Fires were blazing, clouds of dusty smoke were rising. From their fortifications around us the Portugals fired again and again, exploding a sunrise on the darkness, and the Jaqqas did stampede most wildly, all their brave courage peeled away by the confusion of their leadership and the surprise of the assault. They went this way and that, a headless mob. Some rushed into the adjoining camp of Kafuche Kambara, where I think they were slaughtered; some stood their ground, and made war against one another while the Portugals in regular formation sent them to Hell; some went into madness, and screamed and raged into the trees; and I know not what the others did, save that the camp of many thousands was dissipated, and reduced within an hour or two to nothing.

There came at last the dawn. I stood alone in a field of dreadful carnage. Black bodies lay everywhere, and a very few white ones in armor. The great kettles of the man-eaters were overturned; their banners were down; their shrines were all trampled. Mists drifted over the ground, and streams of blood ran like wine, and streams of wine alongside the blood, so that they mixed in hard mockery of the Imbe-Jaqqa’s own favored tipple. Of Calandola I saw nothing. He had slipped away; he had surely not been slain. I do not believe he could have been slain, nor that he will ever die. He is too dark a force, too deep in league with Satan his master, whose incarnation I do think him to be. Search I did for that great body, and I did not discover it. It would have surprised me much had it been otherwise.
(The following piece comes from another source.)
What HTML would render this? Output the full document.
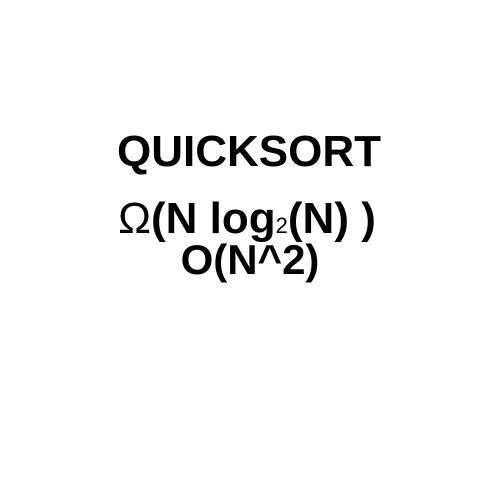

And at sunrise the Portugals found me. I was naked but for shreds; I was bloodied and injured; and I sobbed, not out of grief nor fear but of simple relief and ease, that this eternal night was over, and the demons were fled, and I still alive.

Three soldiers that were little more than boys came upon me and pointed their muskets at me, and I threw up my hands to show I meant no harm.

“What is this?” they asked. “Is it Jaqqa, or demon, or what?”

“English,” said I in their own Portuguese tongue. “I am Andres the Piloto, of São Paulo de Loanda, captive among the Jaqqas these past years, and you have freed me.”

“Go you to the governor,” said one Portugal to another, who rushed off at once. And to me he said, looking wide-eyed upon me, “I have heard tales of you, but I thought that they were all but fable. What has befallen you, man? Are you hurt?”

I replied, “I have been in the Devil’s own paw, and he has squeezed me some. But I am whole, I think, and will go on breathing some while longer. Jesu Cristo, it has been a dream, and not a cheerful one, but now I am awake. Now I am awake!”

And I did fall to my knees, and give thanks for my deliverance to Him who guardeth me.

Through the forest now came more Portugals, and at their head was the Angolan governor, João Coutinho, of whom Dona Teresa had spoken. This man looked at me long, without belief, as if I had a second head beside mine own, or wings and a tail. At last he said, “It was you, then, that summoned us.”

“Aye. But I had given up all hope of your coming.”

“We came as swift as we could. There were tales of a massing of the Jaqqas, so that we were poised for the attack, and needed only to know the place. What is your name, Englishman? Andres, is it?”

“Andrew, in good sooth. Andrew Battell.”

He gave me his hand, and drew me to my feet, and ordered up a cloak to be thrown over me, and sent for his surgeon to examine my wounds. This João Coutinho was a man of perhaps four-and-thirty, very sleek and handsome of face, with a warm and kindly way about him; I saw by the mirrors of his soul that were his eyes, that he would use me well, and that he felt great compassion for me in my long travail, so that perhaps my betrayals were at their end.

He said, “And the Portugals who were prisoner with you?”

“Dead. All.”

“Dona Teresa? Don Fernão?”

“Dead,” said I. “Dead and eaten.”

He looked away, choking with a deep revulsion.

“They are monsters,” said he after a moment. “We will hunt them down, and they shall all perish. Did they torment you greatly?”

“Nay,” I answered. “They treated me like one of themselves. I think it was for my golden hair, that made me seem as some kind of spirit to them.”

“Golden hair?” said Don João Coutinho in wonder. “Is it golden, then?”

“Is it not?”

He put his hand to it, and ran his fingers gently through it, and said, “It is white, Senhor Andrew, it is most altogether and entirely white.”